The 2008 U.S.-Islamic World Regional Forum – Kuala Lumpur, Malaysia
October 15, 2008
Since the U.S.-Islamic World Forum’s launch by the Saban Center at the Brookings Institution in 2004, it has made important contributions to dialogue and understanding, and has served as a catalyst for action among organizations from many countries. It is our belief ” and our hope ” that by holding this conference in Southeast Asia, we can add an additional, vital element to the dialogue that can make it even richer, deeper, and more successful that it has been to date. For this opportunity, I would like to express our gratitude to Ambassador Martin Indyk and his staff at the Saban Center. We are also pleased to be co-sponsoring this event with ISIS, the Institute of Strategic and International Studies here in Kuala Lumpur — led by Tan Sri Mohamed Jawhar Hassan. ISIS is an organization that has contributed so much over the years not only to Malaysia, but to the Asia-Pacific region as a whole, and it’s an organization with which The Asia Foundation has had a long and fruitful history of cooperation.
For more than two decades, for us at The Asia Foundation, our interest in the U.S.-Islamic World Forum reflects our role as a non-government, international development and foreign affairs organization that is headquartered in the United States — in San Francisco — but which, since our founding in 1954, has always been firmly embedded on the ground in Asia. We work through a network of 17 country offices from Indonesia and Vietnam, in Southeast Asia, up to China and Mongolia, and as far west as Pakistan and Afghanistan, including an office in Malaysia. Through these offices, we support and implement programs in the areas of good governance, rule of law, economic reform, women’s empowerment, and international relations, all in close partnership with Asian government and academic institutions. For us, the theme of this conference is particularly relevant, since, as an important part of our work on good governance and economic reforms, we have developed and maintained strong partnerships with literally hundreds of Islamic organizations throughout the region, in some cases going back to the 1970s. These partnerships have ranged from associations of Muslim intellectuals in the ASEAN region, to grass-roots community development groups working to improve the quality of life in rural Bangladesh; from support to Muslim NGOs doing non-partisan voter education and independent poll monitoring for elections in Indonesia to organizations in Mindanao and Southern Thailand that are seeking to promote peace and development by addressing local grievances and contributing to local governance.
Indeed, I well remember that when I first joined The Asia Foundation as Assistant Representative in Indonesia in 1981, the first project I was put in charge of was an effort to improve the curriculum and expand the community development work of Islamic boarding schools in rural Java. This was an effort that was led by a group of local religious leaders associated with the Muslim cleric and NGO leader Abdurrachman Wahid, who of course went on to become President of Indonesia almost 20 years later.
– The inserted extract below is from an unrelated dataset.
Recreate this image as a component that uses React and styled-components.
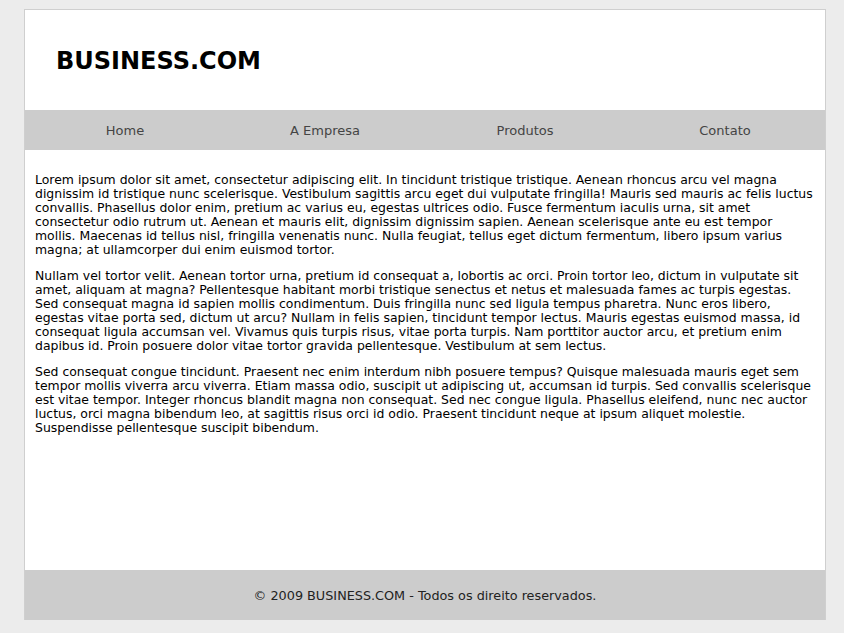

In all of our programs with Muslim organizations, we have tried to take an approach based on mutual respect, partnership, and a shared concern for the betterment of Asian societies, whether the issue was improved livelihoods for communities, respect for human rights, free and fair elections, expanding educational opportunities, or efforts to reduce corruption or combat human trafficking. And we have found, to our profound gratitude, that this approach has been uniformly met with a most welcoming and receptive response in Asia. We feel privileged to have in place well-established networks of cooperation and trust with Muslim organizations throughout the region that are probably unique for an American-based organization, networks we believe contribute greatly to our ability to support positive change and development in the region.
We very much believe that there are opportunities as well as challenges in the relationship between the United States and the Islamic World. And we hope that, by giving full attention to some of the unique characteristics and dynamics related to Islam in Southeast Asia, this conference can make a positive contribution to increased understanding and cooperation in this vitally important but sometimes difficult relationship.
Gordon Hein is The Asia Foundation’s Vice President for Programs. Below are his welcoming remarks at the 2008 U.S.-Islamic World Regional Forum on Monday in Kuala Lumpur, co-sponsored by The Asia Foundation, the Saban Center at the Brookings Institution, and ISIS. He can be reached at firstname.lastname@example.org.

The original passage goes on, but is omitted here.